Goodman was aboard the train that was stopped near Centralia,
Missouri, in 1864 by “Bloody Bill” Anderson
and his men; Goodman was the only soldier spared from a systematic execution of
all soldiers aboard the train.
·
John
Mosby was one of the most famous Confederate soldiers of the Civil War.
Arguably less a bushwhacker and more of a regular soldier and officer, Mosby’s
exploits included leading his men into a Union camp, capturing a general, and
bringing him back behind Confederate lines.
A depiction of the federal raid on Osceola, Missouri |
Common to
all of the accounts are the sense of ongoing violence; the motivation of
revenge; the heightened sense of outrage on both sides; the attacks on civilian
populations, including people in towns and living on farms; how anyone could
himself (or herself) accused of having the wrong kind of national sympathies –
all it took was one accusation and you could find your home burned down and
your crops confiscated or destroyed. A few of the accounts included in the
volume are contemporary; most are written years and sometimes decades after the
events they describe.
The Civil
War period was a bloody, vicious time, and not only on the famous battlefields.
The Bushwhackers reminds us of what
life could be like in total war.
Top photograph: the Quantrell raid on Lawrence Kansas in 1863, as depicted in Harper's Weekly.
2 comments:
We have similar terms for those folks today. One side claims they are freedom fighters. The other side declares them to be terrorists.

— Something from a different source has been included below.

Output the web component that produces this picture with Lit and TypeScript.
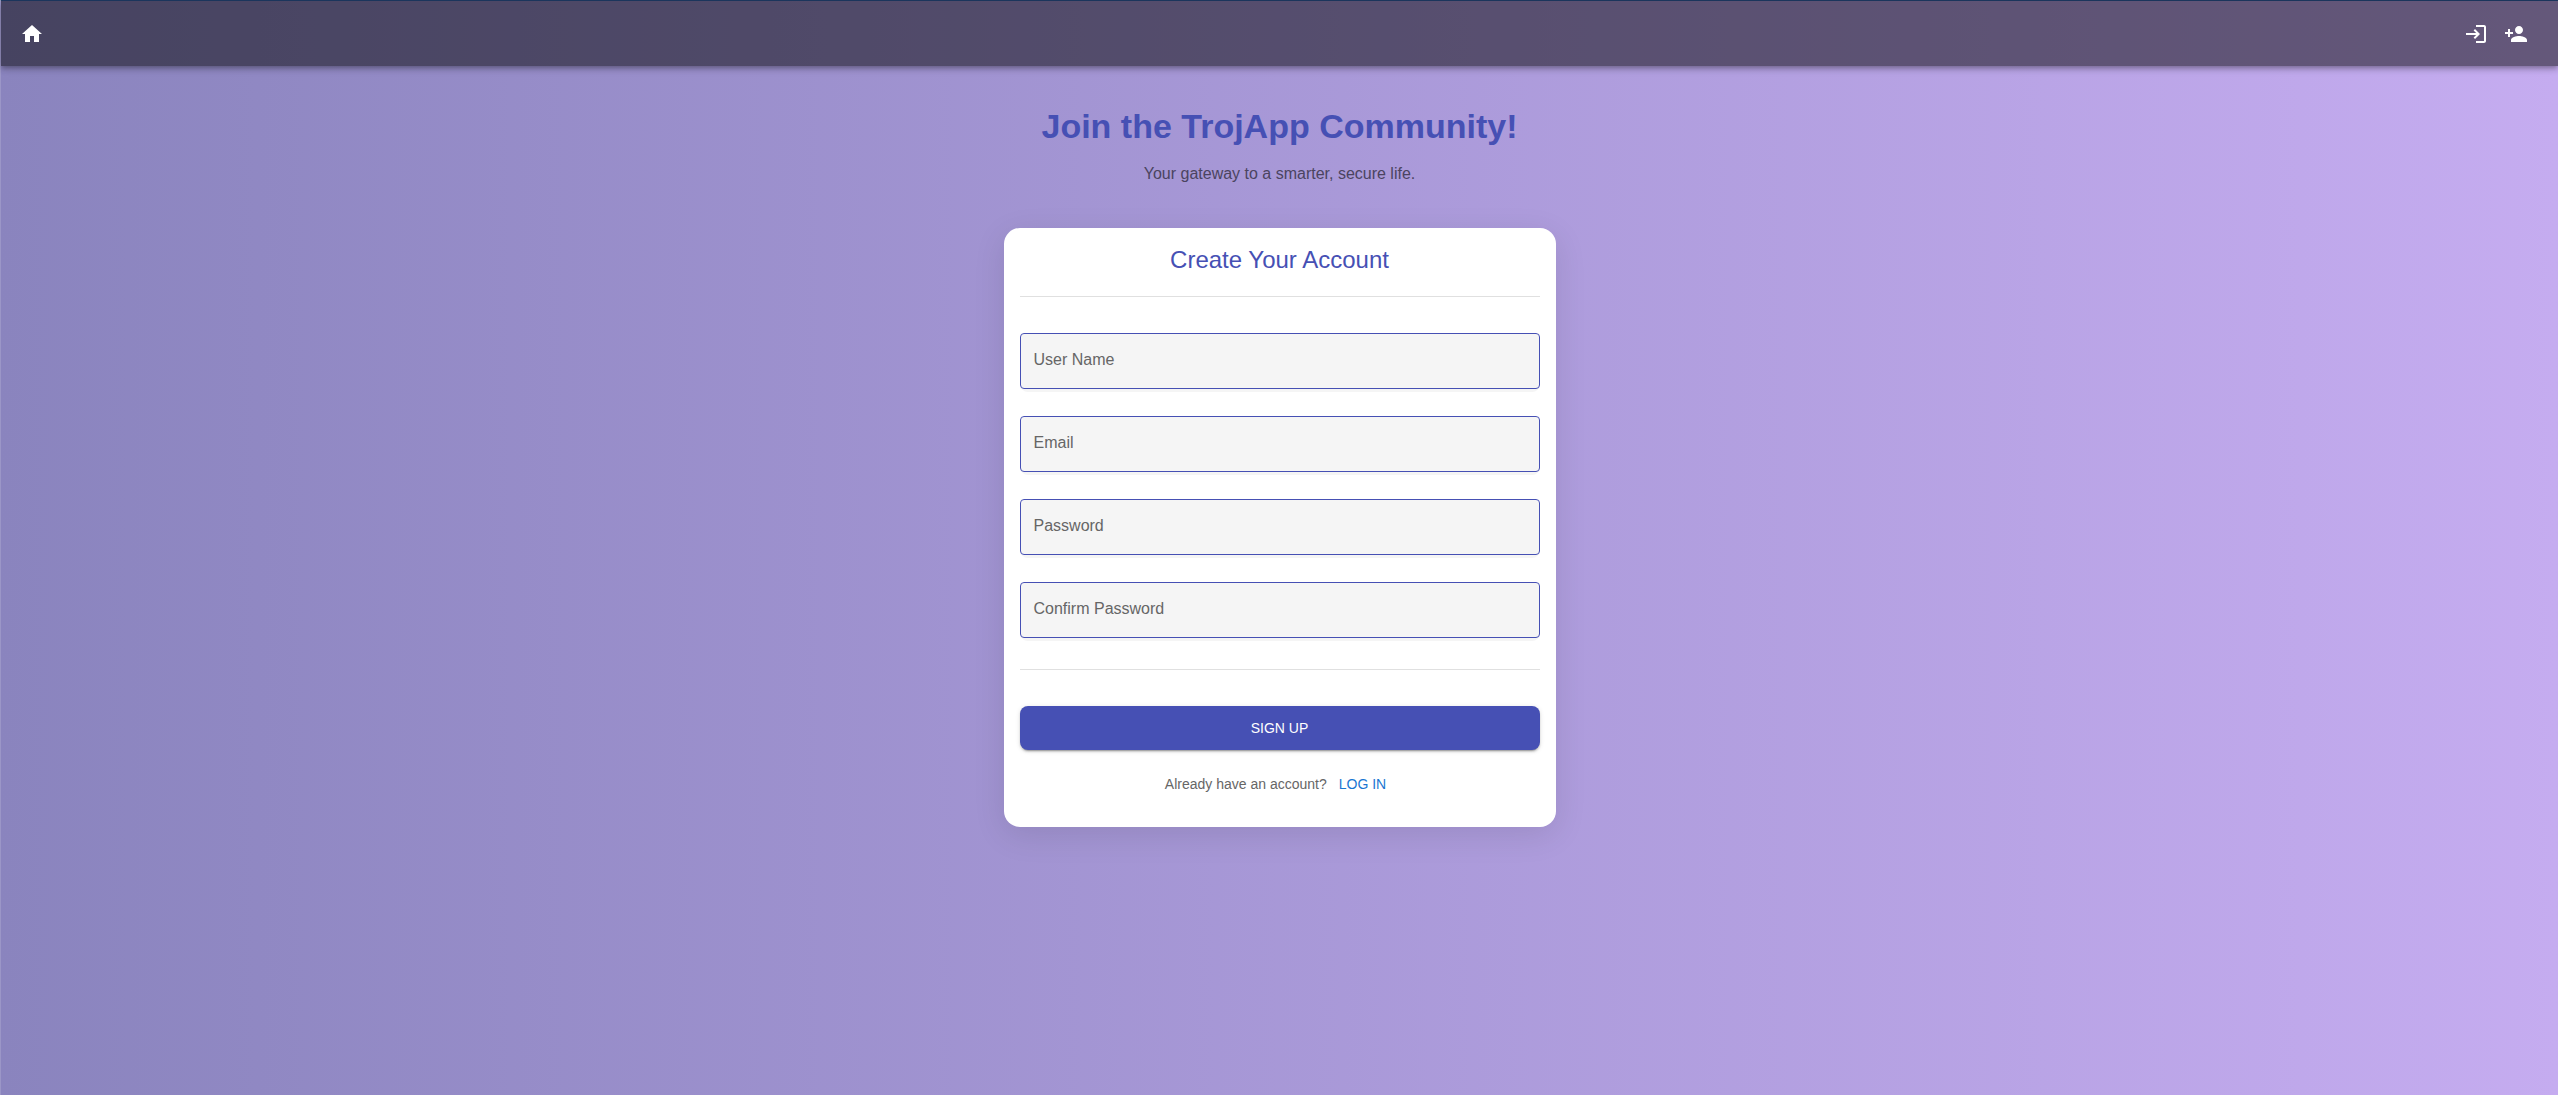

One of the real benefits of assembling original source documents like these is the ability to show the same event -- like the raid on Lawrence, Kansas by Quantrell's Raiders -- from the perspectives of both a raider and a resident of the town (in this case, a judge). You almost think they're describing entirely different events. The differences are similar to today's political rhetoric, dominated by extremes.